GOAL OF THE EXERCISE:
Extract, exactly as written, each line from the start of the records below to the line containing "shrink-0 bg-linear-to-r from-[#f3f3f3]", both ends included; drop the pictures.

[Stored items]

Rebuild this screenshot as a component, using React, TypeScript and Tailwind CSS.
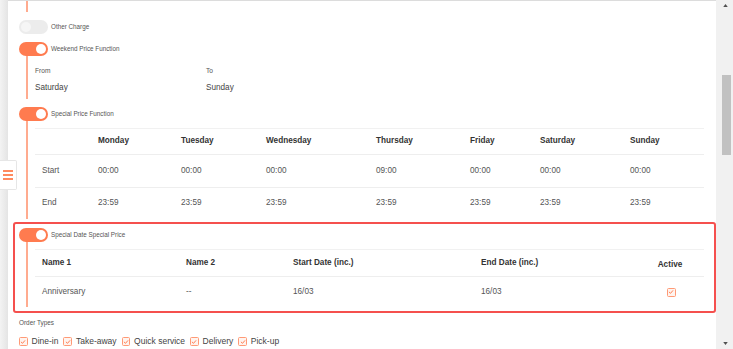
import React from "react";

const days = ["Monday", "Tuesday", "Wednesday", "Thursday", "Friday", "Saturday", "Sunday"];
const starts = ["00:00", "00:00", "00:00", "09:00", "00:00", "00:00", "00:00"];
const ends = ["23:59", "23:59", "23:59", "23:59", "23:59", "23:59", "23:59"];
const orderTypes = ["Dine-in", "Take-away", "Quick service", "Delivery", "Pick-up"];

function Toggle({ on, label }: { on: boolean; label: string }) {
  return (
    <div className="flex items-center gap-[3px]">
      <div
        className={
          on
            ? "flex h-[14px] w-[29px] items-center justify-end rounded-full bg-[#ff7b4f] px-[2px]"
            : "flex h-[14px] w-[29px] items-center justify-start rounded-full bg-[#ececec] px-[2px]"
        }
      >
        <div className={on ? "h-[10px] w-[10px] rounded-full bg-white" : "h-[10px] w-[10px] rounded-full bg-[#f6f6f6]"} />
      </div>
      <span className="text-[6.3px] leading-[8px] text-[#555]">{label}</span>
    </div>
  );
}

function Check({ size = 8.5 }: { size?: number }) {
  return (
    <span
      className="flex items-center justify-center rounded-[1.5px] border border-[#ff9a76] bg-[#fff4ef]"
      style={{ width: size, height: size }}
    >
      <svg viewBox="0 0 10 10" className="h-[6px] w-[6px]">
        <path d="M2 5.2 L4.2 7.2 L8 2.8" fill="none" stroke="#ff7b4f" strokeWidth="1.6" strokeLinecap="round" strokeLinejoin="round" />
      </svg>
    </span>
  );
}

export default function App() {
  return (
    <div className="relative flex h-[349px] w-[733px] overflow-hidden bg-white font-['Liberation_Sans',Arial,sans-serif]">
      {/* left gutter */}
      <div className="w-[8px] shrink-0 bg-linear-to-r from-[#f3f3f3] to-[#e4e4e4]" />

      {/* menu button */}
      <div className="absolute left-0 top-[160px] flex h-[30px] w-[17px] flex-col items-center justify-center gap-[2.5px] rounded-r-[2px] border border-l-0 border-[#e6e6e6] bg-white">
        <span className="h-[1.5px] w-[10px] bg-[#ff8a5f]" />
        <span className="h-[1.5px] w-[10px] bg-[#ff8a5f]" />
        <span className="h-[1.5px] w-[10px] bg-[#ff8a5f]" />
      </div>

      {/* panel */}
      <div className="flex-1 border-t border-[#dcdcdc] pl-[11px]">
        <div className="ml-[7px] h-[11px] border-l-2 border-l-[#ffab8f]" />

        <div className="mt-[8px]">
          <Toggle on={false} label="Other Charge" />
        </div>

        <div className="mt-[8px]">
          <Toggle on label="Weekend Price Function" />
        </div>
        <div className="ml-[7px] border-l-2 border-l-[#ffab8f] pb-[6px] pl-[7px] pt-[10px]">
          <div className="grid grid-cols-[171px_1fr] text-[6.6px] leading-[9px] text-[#555]">
            <span>From</span>
            <span>To</span>
          </div>
          <div className="mt-[7px] grid grid-cols-[171px_1fr] text-[8.2px] leading-[11px] text-[#444]">
            <span>Saturday</span>
            <span>Sunday</span>
          </div>
        </div>

        <div className="mt-[8px]">
          <Toggle on label="Special Price Function" />
        </div>
        <div className="ml-[7px] border-l-2 border-l-[#ffab8f] pl-[7px] pr-[12px] pt-[7px]">
          <div className="border-t border-[#f1f1f1] text-[8.2px]">
            <div className="grid h-[26px] grid-cols-[56px_83px_85px_110px_94px_70px_90px_1fr] items-center border-b border-[#eeeeee] font-bold text-[#333]">
              <span />
              {days.map((d) => (
                <span key={d} className="pl-[7px]">
                  {d}
                </span>
              ))}
            </div>
            <div className="grid h-[33px] grid-cols-[56px_83px_85px_110px_94px_70px_90px_1fr] items-center border-b border-[#eeeeee] text-[#555]">
              <span className="pl-[7px]">Start</span>
              {starts.map((t, i) => (
                <span key={i} className="pl-[7px]">
                  {t}
                </span>
              ))}
            </div>
            <div className="grid h-[31px] grid-cols-[56px_83px_85px_110px_94px_70px_90px_1fr] items-center text-[#555]">
              <span className="pl-[7px]">End</span>
              {ends.map((t, i) => (
                <span key={i} className="pl-[7px]">
                  {t}
                </span>
              ))}
            </div>
          </div>
        </div>

        {/* highlighted block */}
        <div className="-ml-[6px] mt-[3px] rounded-[3px] border-2 border-[#f5504e] pb-[4px] pl-[4px] pr-[10px] pt-[4px]">
          <Toggle on label="Special Date Special Price" />
          <div className="ml-[7px] border-l-2 border-l-[#ffab8f] pl-[7px] pt-[7px]">
            <div className="border-t border-[#f1f1f1] text-[8.2px]">
              <div className="grid h-[27px] grid-cols-[144px_107px_188px_162px_1fr] items-center border-b border-[#eeeeee] font-bold text-[#333]">
                <span className="pl-[7px]">Name 1</span>
                <span className="pl-[7px]">Name 2</span>
                <span className="pl-[7px]">Start Date (inc.)</span>
                <span className="pl-[7px]">End Date (inc.)</span>
                <span className="pt-[4px] text-center">Active</span>
              </div>
              <div className="grid h-[30px] grid-cols-[144px_107px_188px_162px_1fr] items-center text-[#555]">
                <span className="pl-[7px]">Anniversary</span>
                <span className="pl-[7px]">--</span>
                <span className="pl-[7px]">16/03</span>
                <span className="pl-[7px]">16/03</span>
                <span className="flex justify-center pl-[2px]">
                  <Check size={9} />
                </span>
              </div>
            </div>
          </div>
        </div>

        <div className="mt-[6px] text-[6.4px] leading-[8px] text-[#555]">Order Types</div>
        <div className="mt-[10px] flex h-[9px] items-center gap-[5px] text-[8.5px] text-[#444]">
          {orderTypes.map((o) => (
            <label key={o} className="flex items-center gap-[4px]">
              <Check />
              <span>{o}</span>
            </label>
          ))}
        </div>
      </div>

      {/* scrollbar */}
      <div className="relative w-[17px] shrink-0 bg-[#f1f1f1]">
        <svg viewBox="0 0 6 4" className="absolute left-[7px] top-[4px] h-[3px] w-[5px]">
          <path d="M0 4 L3 0 L6 4 Z" fill="#505050" />
        </svg>
        <div className="ml-[6px] mt-[75px] h-[80px] w-[9px] bg-[#c1c1c1]" />
        <svg viewBox="0 0 6 4" className="absolute bottom-[4px] left-[7px] h-[3px] w-[5px]">
          <path d="M0 0 L6 0 L3 4 Z" fill="#505050" />
        </svg>
      </div>
    </div>
  );
}
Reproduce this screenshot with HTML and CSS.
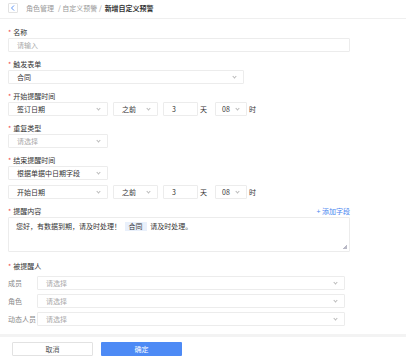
FILE: index.html
```html
<!DOCTYPE html>
<html lang="zh-CN">
<head>
    <meta charset="UTF-8">
    <meta name="viewport" content="width=device-width, initial-scale=1.0">
    <title>新增自定义预警</title>
    <link rel="stylesheet" href="styles.css">
</head>
<body>
    <div class="header">
        <div class="back">
            <svg width="6" height="6" viewBox="0 0 6 6"><path d="M4 0.5 L1.5 3 L4 5.5" fill="none" stroke="#4a86f0" stroke-width="0.9"/></svg>
        </div>
        <div class="crumbs">
            <span class="muted">角色管理</span>
            <span class="muted sep">/ 自定义预警 /</span>
            <span class="current">新增自定义预警</span>
        </div>
    </div>

    <div class="form">
        <div class="field">
            <div class="label"><i>*</i>名称</div>
            <div class="control full placeholder">请输入</div>
        </div>

        <div class="field">
            <div class="label"><i>*</i>触发表单</div>
            <div class="control select wide">合同<span class="arrow"></span></div>
        </div>

        <div class="field">
            <div class="label"><i>*</i>开始提醒时间</div>
            <div class="row">
                <div class="control select sm">签订日期<span class="arrow"></span></div>
                <div class="control select xs">之前<span class="arrow"></span></div>
                <div class="control num">3</div>
                <span class="unit">天</span>
                <div class="control select hour">08<span class="arrow"></span></div>
                <span class="unit">时</span>
            </div>
        </div>

        <div class="field">
            <div class="label"><i>*</i>重复类型</div>
            <div class="control select sm placeholder">请选择<span class="arrow"></span></div>
        </div>

        <div class="field">
            <div class="label"><i>*</i>结束提醒时间</div>
            <div class="control select sm">根据单据中日期字段<span class="arrow"></span></div>
            <div class="row second">
                <div class="control select sm">开始日期<span class="arrow"></span></div>
                <div class="control select xs">之前<span class="arrow"></span></div>
                <div class="control num">3</div>
                <span class="unit">天</span>
                <div class="control select hour">08<span class="arrow"></span></div>
                <span class="unit">时</span>
            </div>
        </div>

        <div class="field">
            <div class="label split">
                <span><i>*</i>提醒内容</span>
                <span class="add">+ 添加字段</span>
            </div>
            <div class="textarea">
                您好，有数据到期，请及时处理！ <span class="tag">合同</span> 请及时处理。
                <span class="grip"></span>
            </div>
        </div>

        <div class="field people">
            <div class="label"><i>*</i>被提醒人</div>
            <div class="person">
                <span class="pname">成员</span>
                <div class="control select grow placeholder">请选择<span class="arrow"></span></div>
            </div>
            <div class="person">
                <span class="pname">角色</span>
                <div class="control select grow placeholder">请选择<span class="arrow"></span></div>
            </div>
            <div class="person">
                <span class="pname">动态人员</span>
                <div class="control select grow placeholder">请选择<span class="arrow"></span></div>
            </div>
        </div>
    </div>

    <div class="footer">
        <button class="btn cancel">取消</button>
        <button class="btn ok">确定</button>
    </div>
</body>
</html>
```

FILE: styles.css
```css
* {
    margin: 0;
    padding: 0;
    box-sizing: border-box;
}

body {
    width: 406px;
    height: 363px;
    background: #fff;
    font-family: "Noto Sans CJK SC", "Noto Sans", sans-serif;
    font-size: 7px;
    color: #333;
    overflow: hidden;
}

.header {
    display: flex;
    align-items: center;
    gap: 8px;
    height: 19px;
    padding-left: 8px;
    border-bottom: 1px solid #efefef;
}

.back {
    display: flex;
    align-items: center;
    justify-content: center;
    width: 10px;
    height: 10px;
    margin-top: -2px;
    border: 1px solid #e2e2e2;
    border-radius: 1px;
}

.crumbs {
    display: flex;
    gap: 4px;
    line-height: 10px;
    margin-top: -2px;
}

.muted {
    color: #999;
}

.current {
    color: #333;
    font-weight: 700;
    margin-left: -1px;
}

.form {
    padding: 1px 8px 0;
}

.field {
    margin-top: 7px;
}

.label {
    line-height: 10px;
    height: 10px;
    margin-bottom: 1px;
    color: #333;
}

.label i {
    font-style: normal;
    color: #f04a4a;
    margin-right: 2px;
}

.label.split {
    display: flex;
    justify-content: space-between;
    width: 342px;
}

.add {
    color: #4a86f0;
}

.control {
    position: relative;
    height: 14px;
    line-height: 12px;
    padding: 0 8px;
    border: 1px solid #ececec;
    border-radius: 1px;
    background: #fff;
    white-space: nowrap;
}

.placeholder {
    color: #aaa;
}

.full {
    width: 342px;
}

.wide {
    width: 236px;
}

.sm {
    width: 100px;
}

.xs {
    width: 45px;
}

.num {
    width: 35px;
}

.hour {
    width: 32px;
    padding-left: 6px;
}

.select .arrow {
    position: absolute;
    right: 7px;
    top: 4px;
    width: 3px;
    height: 3px;
    border-right: 0.8px solid #bbb;
    border-bottom: 0.8px solid #bbb;
    transform: rotate(45deg);
}

.row {
    display: flex;
    align-items: center;
    gap: 5px;
}

.row.second {
    margin-top: 5px;
}

.unit {
    color: #333;
    margin: 0 3px 0 -3px;
}

.textarea {
    position: relative;
    width: 342px;
    height: 35px;
    padding: 2px 7px;
    line-height: 12px;
    border: 1px solid #ececec;
    border-radius: 1px;
}

.tag {
    display: inline-block;
    padding: 0 4px;
    margin: 0 2px;
    line-height: 9px;
    background: #e9f0fb;
    color: #333;
}

.grip {
    position: absolute;
    right: 2px;
    bottom: 2px;
    width: 4px;
    height: 4px;
    background: linear-gradient(135deg, transparent 50%, #b9b9c6 50%);
}

.people {
    margin-top: 9px;
}

.person {
    display: flex;
    align-items: center;
    margin-top: 4px;
}

.label + .person {
    margin-top: 5px;
}

.pname {
    width: 29px;
    color: #888;
}

.grow {
    width: 308px;
}

.footer {
    display: flex;
    gap: 8px;
    margin-top: 8px;
    padding: 5px 12px;
    border-top: 3px solid #f3f3f3;
}

.btn {
    width: 81px;
    height: 14px;
    font-family: inherit;
    font-size: 7px;
    border: none;
    border-radius: 1px;
}

.cancel {
    background: #fff;
    border: 1px solid #e2e2e2;
    color: #555;
}

.ok {
    background: #4d8af5;
    color: #fff;
}
```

WORKED SOLUTION:
Rebuild this screenshot as a component, using React, TypeScript and Tailwind CSS.
import React from "react";

const days = ["Monday", "Tuesday", "Wednesday", "Thursday", "Friday", "Saturday", "Sunday"];
const starts = ["00:00", "00:00", "00:00", "09:00", "00:00", "00:00", "00:00"];
const ends = ["23:59", "23:59", "23:59", "23:59", "23:59", "23:59", "23:59"];
const orderTypes = ["Dine-in", "Take-away", "Quick service", "Delivery", "Pick-up"];

function Toggle({ on, label }: { on: boolean; label: string }) {
  return (
    <div className="flex items-center gap-[3px]">
      <div
        className={
          on
            ? "flex h-[14px] w-[29px] items-center justify-end rounded-full bg-[#ff7b4f] px-[2px]"
            : "flex h-[14px] w-[29px] items-center justify-start rounded-full bg-[#ececec] px-[2px]"
        }
      >
        <div className={on ? "h-[10px] w-[10px] rounded-full bg-white" : "h-[10px] w-[10px] rounded-full bg-[#f6f6f6]"} />
      </div>
      <span className="text-[6.3px] leading-[8px] text-[#555]">{label}</span>
    </div>
  );
}

function Check({ size = 8.5 }: { size?: number }) {
  return (
    <span
      className="flex items-center justify-center rounded-[1.5px] border border-[#ff9a76] bg-[#fff4ef]"
      style={{ width: size, height: size }}
    >
      <svg viewBox="0 0 10 10" className="h-[6px] w-[6px]">
        <path d="M2 5.2 L4.2 7.2 L8 2.8" fill="none" stroke="#ff7b4f" strokeWidth="1.6" strokeLinecap="round" strokeLinejoin="round" />
      </svg>
    </span>
  );
}

export default function App() {
  return (
    <div className="relative flex h-[349px] w-[733px] overflow-hidden bg-white font-['Liberation_Sans',Arial,sans-serif]">
      {/* left gutter */}
      <div className="w-[8px] shrink-0 bg-linear-to-r from-[#f3f3f3] to-[#e4e4e4]" />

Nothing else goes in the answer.